- NVIDIA has a nearly un-disruptable lead in AI and autonomous vehicles.
- It has a significant head start on competitors, and it will remain that way for a while.
- The problem is with NVDA stock valuations. Be cautious in your approach to investing in NVIDIA.
NVIDIA Corporation (NSDQ:NVDA) has lot of room for growth, as all of their segments except for one are growing at double-digit rates. But as a side effect of that growth, the NVDA stock price has gone through the roof, nearly tripling in the last two years. NVIDIA is now trading at more than 6 times sales and 40 times earnings.
In October 2014, NVIDIA’s stock price was trading around $18. From there it has jumped by more than 270% to hit the current $67 levels. The primary reason for the sudden spurt in stock price was the increase in quarterly revenue growth rates that have steadily moved upwards in the last four quarters.
In the first quarter of the current fiscal, quarterly growth has gone above 23.85%, and there are several factors at play which could allow the company to sustain the above-average growth rates well into this year. NVIDIA’s gaming segment has so far been the bread and butter segment for the company, with more than half of its overall revenues coming from this segment. So, ideally, NVIDIA's growth rate should mirror the growth in the gaming segment. But NVIDIA’s new growth drivers - the data center segment and automotive segment - are growing at a pace that will likely disturb their revenue distribution as early as next year.
Data Center Segment
NVIDIA is now the leader in the AI world, and most of the top tech companies use NVIDIA’s products to power their hyperscale projects. But for NVIDIA, these products aren’t new. They’ve been working on them long before cloud computing went mainstream - since 2007, actually, a year after Amazon launched its Amazon Web Services.
Today, the scenario is vastly different. More and more companies are moving towards the cloud, and, more importantly, all the tech majors are ramping up their artificial intelligence capabilities by using machine learning and deep learning, both of which are advanced components of AI.
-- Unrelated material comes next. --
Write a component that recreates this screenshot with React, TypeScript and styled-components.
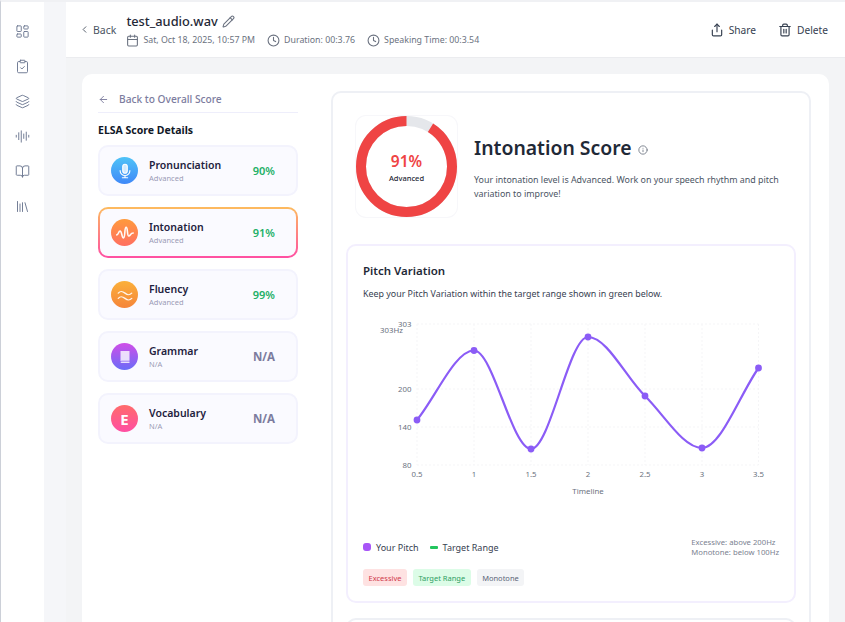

There’s a tremendous amount of activity around artificial intelligence today. A few days ago Google launched Google Pixel, its self-branded smartphone, and Google Home smart speaker - both of which feature the new Google Assistant, powered by AI. But Google is just a late entrant to the party, which already has several players sweating on the dancefloor. Apple’s Siri, Microsoft’s Cortana, Amazon Echo’s Alexa are already in the AI-based digital assistant space, and underlying most of those is the hardware provided by NVIDIA.
As companies get more serious about artificial intelligence, the need for NVIDIA’s GPUs over traditional CPUs is growing, and the growth will continue unabated for the foreseeable future because AI is dependent on the cloud, and the cloud is dependent on data centers, and data centers are dependent on their processing power. Ergo, NVIDIA is perfectly positioned at the root of this major technological shift.
The Automotive world is also going through a huge shift. All the big players are working on autonomous technologies which, once again, require high levels of computing power. For NVIDIA, revenue from this segment more than doubled between 2014 and 2015, and in the first quarter, it grew by nearly 67%. Nobody knows how popular autonomous technology will be in the future, but auto companies can ill afford to sit and watch their competitors develop it and leave them behind.
The competition is forcing everyone to join the bandwagon, and NVIDIA’ s leadership in that segment is making sure that all of them keep flocking towards its products.
“At the end of fiscal 2016, NVIDIA's Tegra chips were in more than 10 million vehicles, up from about 7.5 million in fiscal 2015 (a gain of about 33% year over year). The company boasts an impressive list of customers including Mercedes-Benz, Audi, Porsche, Bentley, and Honda. And Tesla Motors (NASDAQ:TSLA) relies on NVIDIA's chips to power the infotainment system for its all-electric Model S sedan and its new Model X SUV. That's great news for NVIDIA, considering that the Model S was the best-selling luxury car in the U.S last year.” – Motley Fool
Wherever money goes, company’s have to follow. Both these segments are in the early adoption stage and have plenty of room to run before they level off. We are at the cusp of a huge transition into cloud, artificial intelligence, autonomous driving and related technologies. NVIDIA, having worked on these products for a long time, is taking advantage of the head start they are having over other companies.
Companies such as Intel have already made it clear that they intend to get in, but as a competitor to NVIDIA they have a long way to go. And NVIDIA isn’t going to let go of that huge lead they have in this space. The market knows that the growth numbers NVIDIA hit in the last few quarters are not a “one-off”. As such, it can sustain high levels of growth for several more quarters and possibly several more fiscals.
The end result of all this feverish activity is that it has inflated NVDA stock valuations. They have the lead and they’ve proven themselves over and over, but at 6.5 times sales, most of the upside has already been priced into NVIDIA stock price. Instead of buying a great company at a bad price, the best option is to wait for things to cool down a bit before jumping in. This is definitely a company you want in your portfolio for several decades, but be cautious if you want to start investing right now.